** BEGIN **

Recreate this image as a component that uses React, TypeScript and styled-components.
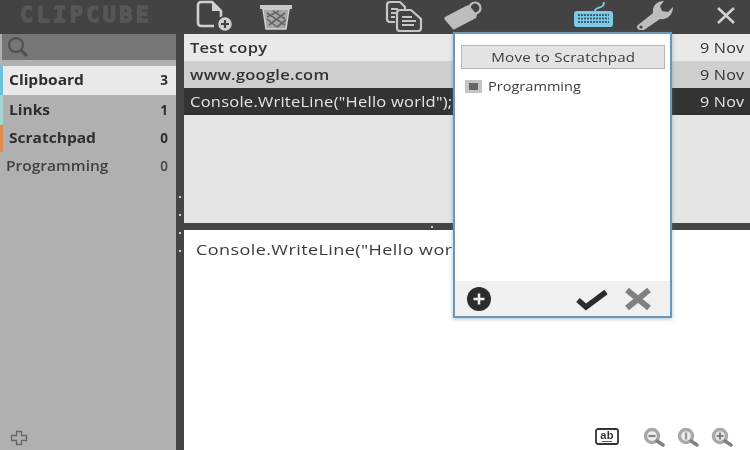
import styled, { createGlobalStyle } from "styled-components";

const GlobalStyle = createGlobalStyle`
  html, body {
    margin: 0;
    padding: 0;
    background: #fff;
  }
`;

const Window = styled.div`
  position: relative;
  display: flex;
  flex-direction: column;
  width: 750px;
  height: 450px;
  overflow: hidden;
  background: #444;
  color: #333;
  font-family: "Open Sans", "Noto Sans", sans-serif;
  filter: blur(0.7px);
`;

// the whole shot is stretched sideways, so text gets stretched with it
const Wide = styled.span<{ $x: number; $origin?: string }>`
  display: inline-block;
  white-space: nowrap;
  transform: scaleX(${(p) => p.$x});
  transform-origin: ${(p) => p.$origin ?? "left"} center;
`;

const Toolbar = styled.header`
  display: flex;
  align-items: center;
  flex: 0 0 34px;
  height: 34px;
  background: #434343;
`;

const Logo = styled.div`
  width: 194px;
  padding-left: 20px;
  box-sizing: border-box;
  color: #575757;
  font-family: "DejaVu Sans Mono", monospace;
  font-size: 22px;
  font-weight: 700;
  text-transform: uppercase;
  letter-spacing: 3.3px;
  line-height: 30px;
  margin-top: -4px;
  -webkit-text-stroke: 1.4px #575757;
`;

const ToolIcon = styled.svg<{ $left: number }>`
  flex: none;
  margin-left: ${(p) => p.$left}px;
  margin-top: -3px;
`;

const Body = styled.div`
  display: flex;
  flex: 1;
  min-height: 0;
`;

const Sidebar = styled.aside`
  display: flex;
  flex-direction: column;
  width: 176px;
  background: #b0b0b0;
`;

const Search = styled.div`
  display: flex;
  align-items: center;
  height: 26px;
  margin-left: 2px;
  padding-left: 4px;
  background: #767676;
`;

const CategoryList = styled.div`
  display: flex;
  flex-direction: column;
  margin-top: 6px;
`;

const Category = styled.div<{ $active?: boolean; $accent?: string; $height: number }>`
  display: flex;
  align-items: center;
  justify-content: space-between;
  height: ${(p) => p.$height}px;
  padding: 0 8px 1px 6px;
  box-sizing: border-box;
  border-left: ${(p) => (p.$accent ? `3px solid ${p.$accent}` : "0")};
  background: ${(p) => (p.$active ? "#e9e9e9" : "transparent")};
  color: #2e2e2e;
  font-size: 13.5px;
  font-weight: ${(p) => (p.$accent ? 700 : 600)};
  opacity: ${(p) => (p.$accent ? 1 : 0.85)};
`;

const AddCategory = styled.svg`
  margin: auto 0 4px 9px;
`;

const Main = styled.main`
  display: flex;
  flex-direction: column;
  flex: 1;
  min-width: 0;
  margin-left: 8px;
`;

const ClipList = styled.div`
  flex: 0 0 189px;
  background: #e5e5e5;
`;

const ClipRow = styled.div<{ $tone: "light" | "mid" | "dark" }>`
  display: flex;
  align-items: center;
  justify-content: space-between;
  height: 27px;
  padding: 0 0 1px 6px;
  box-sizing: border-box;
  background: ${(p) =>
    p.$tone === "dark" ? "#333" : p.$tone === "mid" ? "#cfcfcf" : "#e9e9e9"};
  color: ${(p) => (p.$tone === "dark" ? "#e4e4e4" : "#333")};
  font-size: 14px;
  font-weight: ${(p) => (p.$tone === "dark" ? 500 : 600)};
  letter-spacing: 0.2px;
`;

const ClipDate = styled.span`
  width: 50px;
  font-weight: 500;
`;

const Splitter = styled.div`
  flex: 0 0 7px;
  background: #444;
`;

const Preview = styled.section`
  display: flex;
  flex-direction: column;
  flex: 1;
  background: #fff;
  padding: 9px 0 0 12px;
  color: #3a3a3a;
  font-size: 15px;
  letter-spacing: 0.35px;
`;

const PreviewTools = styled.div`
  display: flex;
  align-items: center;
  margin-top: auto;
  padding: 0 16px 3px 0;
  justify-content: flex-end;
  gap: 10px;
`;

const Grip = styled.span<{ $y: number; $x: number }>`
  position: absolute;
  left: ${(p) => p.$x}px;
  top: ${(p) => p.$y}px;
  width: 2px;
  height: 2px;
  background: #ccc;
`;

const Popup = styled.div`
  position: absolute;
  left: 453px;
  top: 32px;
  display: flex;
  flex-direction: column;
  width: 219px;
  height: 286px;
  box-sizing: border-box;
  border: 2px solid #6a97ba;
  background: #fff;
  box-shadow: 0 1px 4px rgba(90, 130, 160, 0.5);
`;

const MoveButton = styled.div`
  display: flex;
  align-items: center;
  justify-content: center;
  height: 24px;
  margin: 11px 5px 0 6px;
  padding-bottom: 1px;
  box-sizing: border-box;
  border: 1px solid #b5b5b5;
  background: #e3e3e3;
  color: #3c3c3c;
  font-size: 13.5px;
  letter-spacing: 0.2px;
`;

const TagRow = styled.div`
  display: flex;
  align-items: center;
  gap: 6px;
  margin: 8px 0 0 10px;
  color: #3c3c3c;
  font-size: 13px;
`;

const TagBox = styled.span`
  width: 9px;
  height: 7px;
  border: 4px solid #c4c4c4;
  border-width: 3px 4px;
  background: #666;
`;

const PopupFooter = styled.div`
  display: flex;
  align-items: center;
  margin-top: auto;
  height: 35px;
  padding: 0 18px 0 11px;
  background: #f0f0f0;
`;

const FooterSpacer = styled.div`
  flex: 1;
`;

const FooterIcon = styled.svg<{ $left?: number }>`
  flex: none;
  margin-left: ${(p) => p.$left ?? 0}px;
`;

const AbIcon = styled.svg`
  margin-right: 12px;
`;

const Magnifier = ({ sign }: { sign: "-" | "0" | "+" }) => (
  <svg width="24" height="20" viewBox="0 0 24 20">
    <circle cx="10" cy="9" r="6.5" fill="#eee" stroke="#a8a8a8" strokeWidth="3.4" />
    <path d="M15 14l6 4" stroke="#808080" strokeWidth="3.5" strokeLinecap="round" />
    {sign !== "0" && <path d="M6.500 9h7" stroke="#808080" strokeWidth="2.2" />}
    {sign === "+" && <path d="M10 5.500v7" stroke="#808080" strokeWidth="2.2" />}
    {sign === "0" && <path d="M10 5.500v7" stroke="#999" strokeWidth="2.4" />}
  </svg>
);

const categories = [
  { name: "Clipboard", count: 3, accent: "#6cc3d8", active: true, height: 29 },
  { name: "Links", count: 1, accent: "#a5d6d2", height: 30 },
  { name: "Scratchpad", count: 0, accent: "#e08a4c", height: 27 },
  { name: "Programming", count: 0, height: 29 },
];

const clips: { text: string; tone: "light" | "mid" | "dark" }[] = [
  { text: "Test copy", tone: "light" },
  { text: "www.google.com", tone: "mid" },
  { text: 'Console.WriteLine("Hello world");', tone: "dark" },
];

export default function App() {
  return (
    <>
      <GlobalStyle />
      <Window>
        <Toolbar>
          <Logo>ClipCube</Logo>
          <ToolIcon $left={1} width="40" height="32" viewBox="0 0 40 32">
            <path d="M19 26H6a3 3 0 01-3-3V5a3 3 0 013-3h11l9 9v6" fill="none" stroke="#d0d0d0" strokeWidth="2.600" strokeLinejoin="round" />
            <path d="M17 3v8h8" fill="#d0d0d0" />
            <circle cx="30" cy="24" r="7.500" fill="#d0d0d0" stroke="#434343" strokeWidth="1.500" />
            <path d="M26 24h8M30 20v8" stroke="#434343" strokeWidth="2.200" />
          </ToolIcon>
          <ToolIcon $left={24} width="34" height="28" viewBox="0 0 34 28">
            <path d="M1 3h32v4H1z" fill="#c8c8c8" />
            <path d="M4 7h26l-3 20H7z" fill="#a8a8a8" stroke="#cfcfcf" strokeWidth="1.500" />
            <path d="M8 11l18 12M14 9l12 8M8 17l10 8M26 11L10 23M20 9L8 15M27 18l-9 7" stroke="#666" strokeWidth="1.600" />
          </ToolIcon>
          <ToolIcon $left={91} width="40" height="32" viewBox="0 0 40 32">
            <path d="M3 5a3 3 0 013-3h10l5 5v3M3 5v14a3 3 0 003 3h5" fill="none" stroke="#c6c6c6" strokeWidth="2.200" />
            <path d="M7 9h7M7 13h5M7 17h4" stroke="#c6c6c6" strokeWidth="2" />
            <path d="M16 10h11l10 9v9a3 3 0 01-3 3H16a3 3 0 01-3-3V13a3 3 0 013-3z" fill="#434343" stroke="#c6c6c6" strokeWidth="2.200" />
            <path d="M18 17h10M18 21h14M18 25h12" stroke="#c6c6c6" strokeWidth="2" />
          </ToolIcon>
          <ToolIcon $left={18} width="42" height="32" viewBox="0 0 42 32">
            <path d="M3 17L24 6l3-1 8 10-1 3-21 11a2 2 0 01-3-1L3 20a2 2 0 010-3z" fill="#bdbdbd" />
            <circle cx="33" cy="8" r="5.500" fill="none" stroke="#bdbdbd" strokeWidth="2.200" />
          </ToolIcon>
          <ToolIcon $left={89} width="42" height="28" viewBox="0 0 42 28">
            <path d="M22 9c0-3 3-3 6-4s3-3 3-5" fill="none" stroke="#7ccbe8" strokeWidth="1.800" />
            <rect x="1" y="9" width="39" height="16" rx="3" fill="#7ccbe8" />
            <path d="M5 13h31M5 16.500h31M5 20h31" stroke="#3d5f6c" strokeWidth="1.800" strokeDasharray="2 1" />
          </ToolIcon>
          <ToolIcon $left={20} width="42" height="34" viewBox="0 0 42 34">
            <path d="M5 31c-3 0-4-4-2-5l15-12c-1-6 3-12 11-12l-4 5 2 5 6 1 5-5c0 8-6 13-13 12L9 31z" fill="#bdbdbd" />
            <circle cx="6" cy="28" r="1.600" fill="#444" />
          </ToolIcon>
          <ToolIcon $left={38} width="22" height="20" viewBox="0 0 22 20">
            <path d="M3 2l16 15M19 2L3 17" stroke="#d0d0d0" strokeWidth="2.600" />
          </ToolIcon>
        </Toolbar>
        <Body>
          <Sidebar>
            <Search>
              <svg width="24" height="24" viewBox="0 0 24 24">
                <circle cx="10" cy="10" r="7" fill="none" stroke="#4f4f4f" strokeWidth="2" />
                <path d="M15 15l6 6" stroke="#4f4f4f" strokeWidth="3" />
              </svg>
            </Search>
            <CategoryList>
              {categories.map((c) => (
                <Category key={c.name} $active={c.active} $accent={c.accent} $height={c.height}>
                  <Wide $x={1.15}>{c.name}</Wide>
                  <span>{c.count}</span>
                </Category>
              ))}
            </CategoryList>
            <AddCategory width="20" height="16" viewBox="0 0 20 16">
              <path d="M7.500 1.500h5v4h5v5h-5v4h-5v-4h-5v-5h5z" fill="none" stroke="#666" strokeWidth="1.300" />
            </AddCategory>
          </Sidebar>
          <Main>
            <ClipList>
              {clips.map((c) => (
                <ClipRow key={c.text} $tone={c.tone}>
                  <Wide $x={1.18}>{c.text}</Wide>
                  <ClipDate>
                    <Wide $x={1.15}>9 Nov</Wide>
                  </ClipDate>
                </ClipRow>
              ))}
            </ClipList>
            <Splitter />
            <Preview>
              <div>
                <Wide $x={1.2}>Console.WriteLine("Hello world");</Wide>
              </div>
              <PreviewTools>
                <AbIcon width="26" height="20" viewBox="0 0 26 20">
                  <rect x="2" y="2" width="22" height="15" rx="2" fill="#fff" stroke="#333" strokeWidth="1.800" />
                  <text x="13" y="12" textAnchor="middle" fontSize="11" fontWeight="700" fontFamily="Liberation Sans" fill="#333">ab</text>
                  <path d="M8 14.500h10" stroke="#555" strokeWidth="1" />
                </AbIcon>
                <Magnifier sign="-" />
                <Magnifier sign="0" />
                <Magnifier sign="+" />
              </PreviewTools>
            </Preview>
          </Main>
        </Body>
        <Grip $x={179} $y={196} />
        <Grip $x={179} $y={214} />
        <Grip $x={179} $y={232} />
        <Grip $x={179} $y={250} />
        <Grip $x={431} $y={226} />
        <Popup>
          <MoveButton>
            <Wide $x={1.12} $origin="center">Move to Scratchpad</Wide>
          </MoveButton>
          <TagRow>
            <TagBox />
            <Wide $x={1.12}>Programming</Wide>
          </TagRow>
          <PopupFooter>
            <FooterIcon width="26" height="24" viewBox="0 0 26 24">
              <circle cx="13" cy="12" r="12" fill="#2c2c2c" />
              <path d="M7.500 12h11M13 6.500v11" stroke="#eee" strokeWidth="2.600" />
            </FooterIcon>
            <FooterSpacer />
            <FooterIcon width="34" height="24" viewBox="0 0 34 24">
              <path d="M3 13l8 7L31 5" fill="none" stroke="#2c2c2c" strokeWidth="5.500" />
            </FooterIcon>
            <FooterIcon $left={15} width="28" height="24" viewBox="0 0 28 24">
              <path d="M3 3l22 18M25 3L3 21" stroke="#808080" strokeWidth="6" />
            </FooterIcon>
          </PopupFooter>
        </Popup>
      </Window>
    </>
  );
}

** END **

§ What the exercise asks:
Pull every line containing "components" from the material above.

§ Result of the task:
Recreate this image as a component that uses React, TypeScript and styled-components.
import styled, { createGlobalStyle } from "styled-components";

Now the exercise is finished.